I left school in June 1969, having had the benefit of an interview with our newly appointed “Careers advisor” (who was in fact the P.E. teacher in his other role, and not the most intellectual member of staff). The interview involved him outlining the options, which basically consisted of starting at the Steelworks or going down the pit. Well my Dad worked down the pit and it made him cough a lot, so I opted for the Steelworks.
In recognition of the fact that I had actually managed to take all my exams, and was on the “brink” of adulthood, I was allowed a week’s holiday, with friends, and without parents at our caravan in Mablethorpe. Now this may not sound like the most exotic destination for today’s well travelled sixteen year olds but it was a hell an adventure for me and my pals at the time. The holiday was fun, although an incident involving a girl from Mansfield, sand and a stray donkey almost left me traumatised.

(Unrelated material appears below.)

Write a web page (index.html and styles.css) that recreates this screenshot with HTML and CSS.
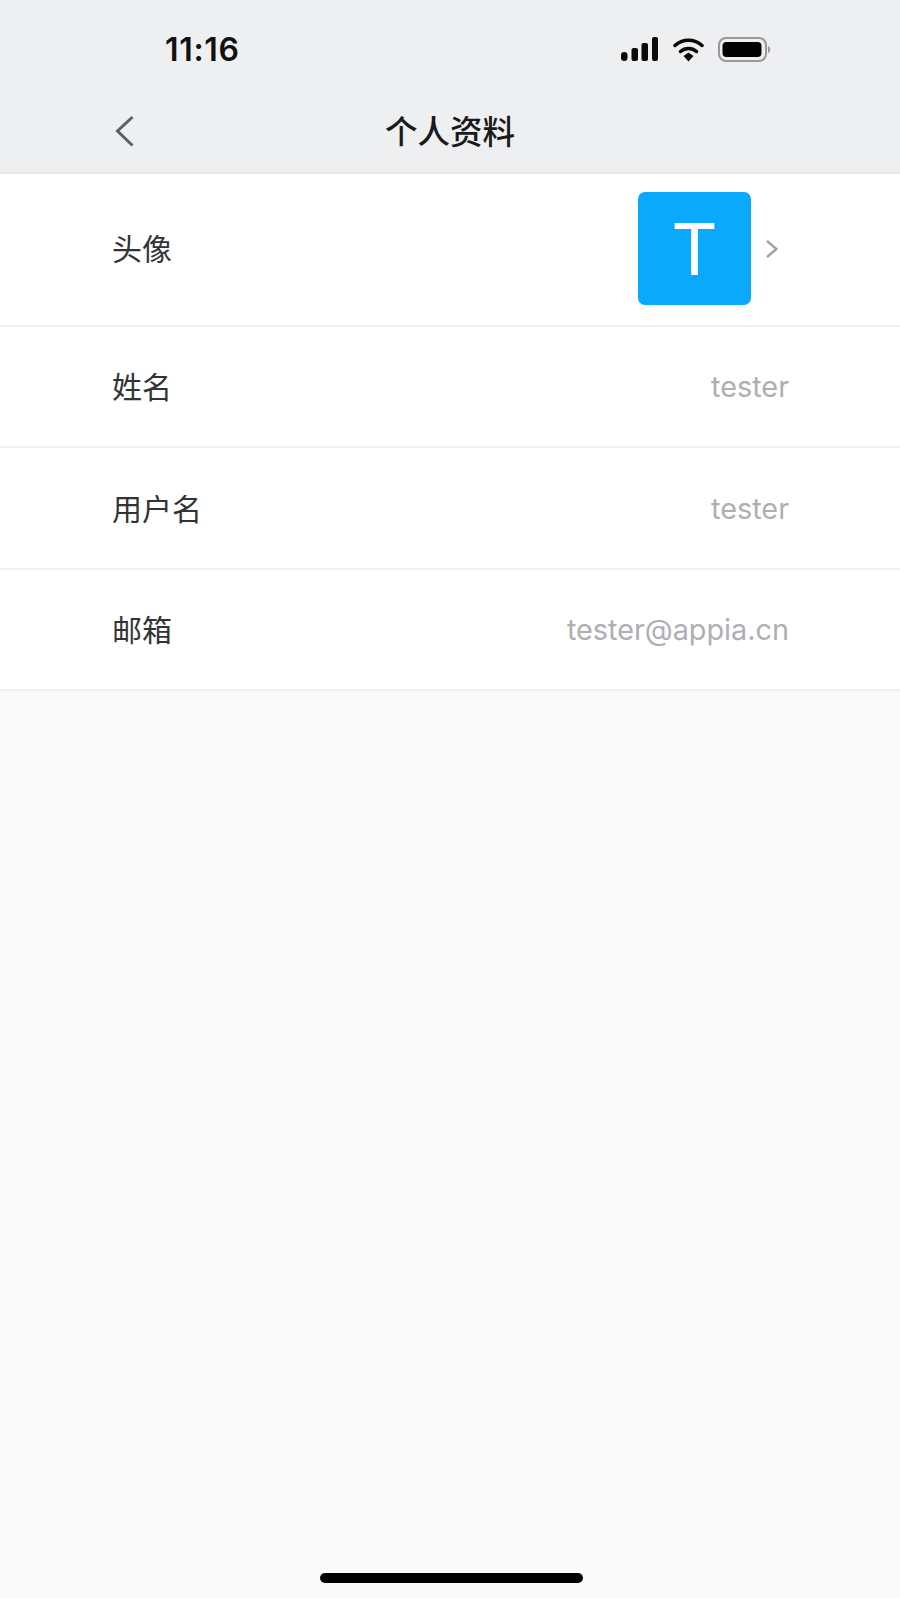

Anyway, there were two steel companies in Rotherham at that time Steel Peech and Tozer and Park Gate Iron and Steel. Digressing for a moment, it was generally thought that Sheffield was the city of steel, but its smaller neighbour, Rotherham was the larger volume producer. Deliberating about which was potentially the better employer turned out retrospectively to be a wasted effort as although I chose “Steelo’s”, the almost immediate nationalisation of the Steel Industry resulted in them becoming part of the same organisation and I was transferred to Park Gate!
These were the days of “Apprenticeships”, which were basically a trade-off, you got a job with “training” and the employer got cheap labour. To be fair British Steel Corporation as it had become, did a fair job and we had “day release”, night school and a variety of postings. We still had to make the tea (that’s like witch piss lad), and fetch the sandwiches from the canteen, but we did get to spend time and learn about the steelmaking process (electric arc) all the way from the melting shop through to the final rolling and finishing operations. The first experiences of the melting shop at shop floor level were frightening, it was like something out of Dante’s inferno with the heat, the flames and the noise, but it was something that you quickly adjusted too.
It was two years, until I reached eighteen, during which time I discovered Soul music, Lambretta scooters, and beer, met my future wife and passed my ONC before I was able to take up my first full time post. That was at the Brinsworth Hot Strip mill, and so, over thirty years ago began my life in Steel Strip. More about that another time.